Houjun Liu

LM Alignment

Been Kim

alignment problem involves “aligning” the representation spaces between machines of the world and that of the human. alternative perspective: teach humans new concepts to understand/communicate better

feature attribution doesn’t work

We take that perspective because many of the intersectional intepretability doesn’t work well (feature permutation, etc.)—feature attribution type analyses (“Impossibility Theorems Been Kim”) actually has no correlation with predictive results.

feature information store in models is unrelated to model edit success

i.e.: knowledge storing location located using ROME technique, though it gives you a sense of the location to store information, doens’t correlate to success of model editing.

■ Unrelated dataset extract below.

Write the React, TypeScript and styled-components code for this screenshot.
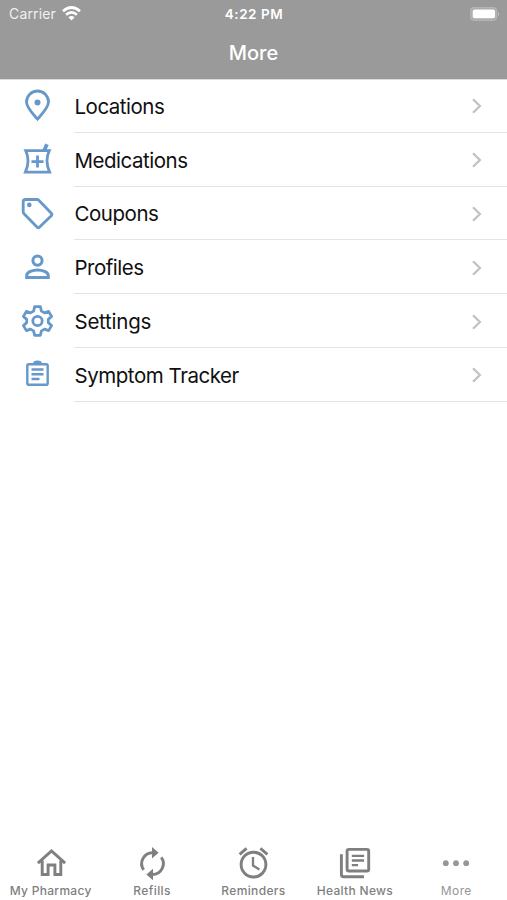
import React from "react";
import styled, { createGlobalStyle } from "styled-components";

const BLUE = "#6798ca";
const GRAY = "#7f7f7f";

const GlobalStyle = createGlobalStyle`
  * { box-sizing: border-box; }
  body { margin: 0; background: #fff; font-family: Inter, "Liberation Sans", sans-serif; }
`;

const Screen = styled.div`
  display: flex;
  flex-direction: column;
  width: 507px;
  height: 900px;
  overflow: hidden;
  background: #fff;
`;

const Header = styled.header`
  height: 79px;
  flex: none;
  background: #9a9a9a;
  box-shadow: 0 1px 0 #dcdcdc;
  color: #fff;
`;

const StatusBar = styled.div`
  display: grid;
  grid-template-columns: 1fr auto 1fr;
  align-items: center;
  height: 27px;
  padding: 0 7px 0 9px;
`;

const Carrier = styled.div`
  display: flex;
  align-items: center;
  gap: 6px;
  font-size: 14px;
  line-height: 27px;
  letter-spacing: 0.15px;
  color: #f0f0f0;
`;

const Clock = styled.div`
  font-size: 13.5px;
  font-weight: 600;
  letter-spacing: 0.55px;
  margin-right: 1px;
`;

const Battery = styled.svg`
  justify-self: end;
  display: block;
`;

const Title = styled.h1`
  margin: 0;
  height: 52px;
  line-height: 52px;
  text-align: center;
  font-size: 20px;
  font-weight: 550;
  letter-spacing: 0;
`;

const List = styled.main`
  flex: 1;
`;

const Row = styled.div`
  display: grid;
  grid-template-columns: 74px 1fr;
  height: 53.8px;
`;

const RowIcon = styled.svg`
  width: 40px;
  height: 40px;
  margin: 7px 0 0 17px;
  fill: none;
  stroke: ${BLUE};
  stroke-width: 2.8;
`;

const RowBody = styled.div`
  display: flex;
  align-items: center;
  justify-content: space-between;
  border-bottom: 1px solid #e4e4e4;
  padding: 2px 24px 0 0.5px;
`;

const RowLabel = styled.span<{ $tracking: number }>`
  font-size: 20.5px;
  line-height: 26px;
  letter-spacing: ${(p) => p.$tracking}px;
  color: #101010;
  margin-top: 1px;
`;

const Chevron = styled.svg`
  display: block;
  fill: none;
  stroke: #c2c2c4;
  stroke-width: 2.3;
`;

const TabBar = styled.nav`
  display: grid;
  grid-template-columns: repeat(5, 1fr);
  height: 60px;
  flex: none;
`;

const Tab = styled.div<{ $active?: boolean }>`
  display: flex;
  flex-direction: column;
  align-items: center;
  color: ${(p) => (p.$active ? "#969696" : GRAY)};
`;

const TabIcon = styled.svg`
  width: 40px;
  height: 40px;
  margin-top: 3px;
  fill: none;
  stroke: currentColor;
  stroke-width: 2.9;
`;

const TabLabel = styled.span<{ $tracking: number; $light?: boolean }>`
  font-size: 12px;
  font-weight: ${(p) => (p.$light ? 400 : 500)};
  line-height: 16px;
  letter-spacing: ${(p) => p.$tracking}px;
  white-space: nowrap;
`;

const gearTeeth =
  "M17.6 6.600h5.800l1 4.400 3.200 1.800 4-1.500 3 5-3.300 3v3.200l3.300 3-3 5-4-1.500-3.200 1.800-1 4.400h-5.800l-1-4.400-3.200-1.800-4 1.500-3-5 3.300-3v-3.200l-3.300-3 3-5 4 1.500 3.200-1.800z";

const rows = [
  {
    label: "Locations",
    tracking: -0.49,
    icon: (
      <>
        <path d="M20.5 33.2C17 29.2 9.5 21.5 9.5 16a11 11 0 0 1 22 0C31.500 21.500 24 29.200 20.500 33.200z" />
        <circle cx="20.500" cy="16.500" r="3" fill={BLUE} stroke="none" />
      </>
    ),
  },
  {
    label: "Medications",
    tracking: -0.48,
    icon: (
      <>
        <path d="M8.700 10.600H32.300Q27.500 20.500 32.600 32.100H8.400Q13.500 20.500 8.700 10.600z" />
        <path d="M20.500 15.600v12M14.500 21.600h12" />
        <path d="M27.200 10.500l2.700-6.200" strokeWidth="3.700" />
      </>
    ),
  },
  {
    label: "Coupons",
    tracking: -0.46,
    icon: (
      <>
        <path
          d="M8.500 5.500h11.300q1.200 0 2 .8l12.500 13q1.100 1.200 0 2.400l-11.900 11.600q-1.100 1.100-2.200 0L7 19.800q-.8-.8-.8-2V7.800q0-2.300 2.300-2.300z"
          strokeLinejoin="round"
        />
        <circle cx="12.300" cy="10.900" r="2.300" fill={BLUE} stroke="none" />
      </>
    ),
  },
  {
    label: "Profiles",
    tracking: -0.5,
    icon: (
      <>
        <circle cx="20.500" cy="13.600" r="4.600" strokeWidth="3" />
        <path d="M9.700 30.600v-2.200c0-3.200 6.300-5.500 10.800-5.500s10.800 2.300 10.800 5.500v2.200z" strokeWidth="3" />
      </>
    ),
  },
  {
    label: "Settings",
    tracking: -0.24,
    icon: (
      <g transform="translate(0 -0.9)">
        <path d={gearTeeth} strokeLinejoin="round" />
        <circle cx="20.500" cy="20.900" r="4.700" />
      </g>
    ),
  },
  {
    label: "Symptom Tracker",
    tracking: -0.46,
    icon: (
      <g strokeWidth="2.400">
        <rect x="10.300" y="9.200" width="20.400" height="20.600" rx="1.600" />
        <path d="M14.500 14.500h12M14.500 19.300h12M14.500 24h8" />
        <path d="M17.300 8.800a3.200 2 0 0 1 6.400 0" />
      </g>
    ),
  },
];

const tabs = [
  {
    label: "My Pharmacy",
    tracking: 0.28,
    icon: <path d="M6.900 20.200L20.500 8 34.100 20.200M11.200 17.500V31.500h5.900v-9.500h6.800V31.500h5.900V17.500" />,
  },
  {
    label: "Refills",
    tracking: 0.4,
    icon: (
      <>
        <path d="M20.500 9.700a10.900 10.900 0 0 0-8.800 17.200M20.500 31.500a10.900 10.900 0 0 0 8.800-17.200" />
        <path d="M20 4v11.400l6.600-5.700zM21 25.800v11.400l-6.600-5.700z" fill="currentColor" stroke="none" />
      </>
    ),
  },
  {
    label: "Reminders",
    tracking: 0.35,
    icon: (
      <>
        <circle cx="20.500" cy="21.600" r="12.400" />
        <path d="M20 14v8.500l6.400 4" strokeWidth="2.300" />
        <path d="M6.600 11.300l7-5.900M34.400 11.300l-7-5.900" />
      </>
    ),
  },
  {
    label: "Health News",
    tracking: 0.32,
    icon: (
      <>
        <rect x="12.100" y="6.400" width="21.600" height="21.600" rx="1.800" />
        <path d="M6.400 11.300v20.200q0 2.200 2.200 2.200h20.400" />
        <path d="M16.800 12.800h12.300M16.800 17.500h12.300M16.800 22.200h6.300" strokeWidth="2.300" />
      </>
    ),
  },
  {
    label: "More",
    tracking: 0.4,
    active: true,
    icon: (
      <g fill="currentColor" stroke="none">
        <circle cx="9.800" cy="20.200" r="2.900" />
        <circle cx="20" cy="20.200" r="2.900" />
        <circle cx="30.200" cy="20.200" r="2.900" />
      </g>
    ),
  },
];

export default function App() {
  return (
    <Screen>
      <GlobalStyle />
      <Header>
        <StatusBar>
          <Carrier>
            Carrier
            <svg width="19" height="15" viewBox="0 0 19 15" fill="none" stroke="#fff" strokeWidth="2.700">
              <path d="M1 5.200Q9.500-2.200 18 5.200M4.100 8.700Q9.500 4.200 14.900 8.700" />
              <path d="M9.500 14.500L6.400 11.200Q9.500 8.800 12.600 11.200z" fill="#fff" stroke="none" />
            </svg>
          </Carrier>
          <Clock>4:22 PM</Clock>
          <Battery width="30" height="14" viewBox="0 0 30 14">
            <rect x="0.700" y="0.700" width="26" height="12.600" rx="3.500" fill="#ababab" stroke="#b5b5b5" strokeWidth="1.200" />
            <rect x="2.700" y="2.500" width="22.400" height="8.800" rx="2" fill="#fff" />
            <path d="M28 4.700q2 2.300 0 4.600z" fill="#c2c2c2" />
          </Battery>
        </StatusBar>
        <Title>More</Title>
      </Header>
      <List>
        {rows.map((row) => (
          <Row key={row.label}>
            <RowIcon viewBox="0 0 40 40">{row.icon}</RowIcon>
            <RowBody>
              <RowLabel $tracking={row.tracking}>{row.label}</RowLabel>
              <Chevron width="12" height="18" viewBox="0 0 12 18">
                <path d="M2 2.200l6.900 6.800L2 15.800" />
              </Chevron>
            </RowBody>
          </Row>
        ))}
      </List>
      <TabBar>
        {tabs.map((tab) => (
          <Tab key={tab.label} $active={tab.active}>
            <TabIcon viewBox="0 0 40 40">{tab.icon}</TabIcon>
            <TabLabel $tracking={tab.tracking} $light={tab.active}>
              {tab.label}
            </TabLabel>
          </Tab>
        ))}
      </TabBar>
    </Screen>
  );
}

can we use ML to teach people?

for instance, we can teach grandmasters to play chess using AlphaGo, and see if we can make a quantitative impact.


A concept is a unit of knowledge that’s useful for a task. Two properties:

  1. minimality: irrelavent information has been removed
  2. transferable: it can be taught atomically

filtering for good concepts

Representing a concept as a sparse vector as the latent space. We can check if a concept is transferable by teaching a student agent by doing KL divergence.

demonstration learning

instead of doing demonstration learning on machines, do it on HUMANS. Filter for the concepts that are well operationalized.


recap: using a dense network to embed the network, and then MCTS.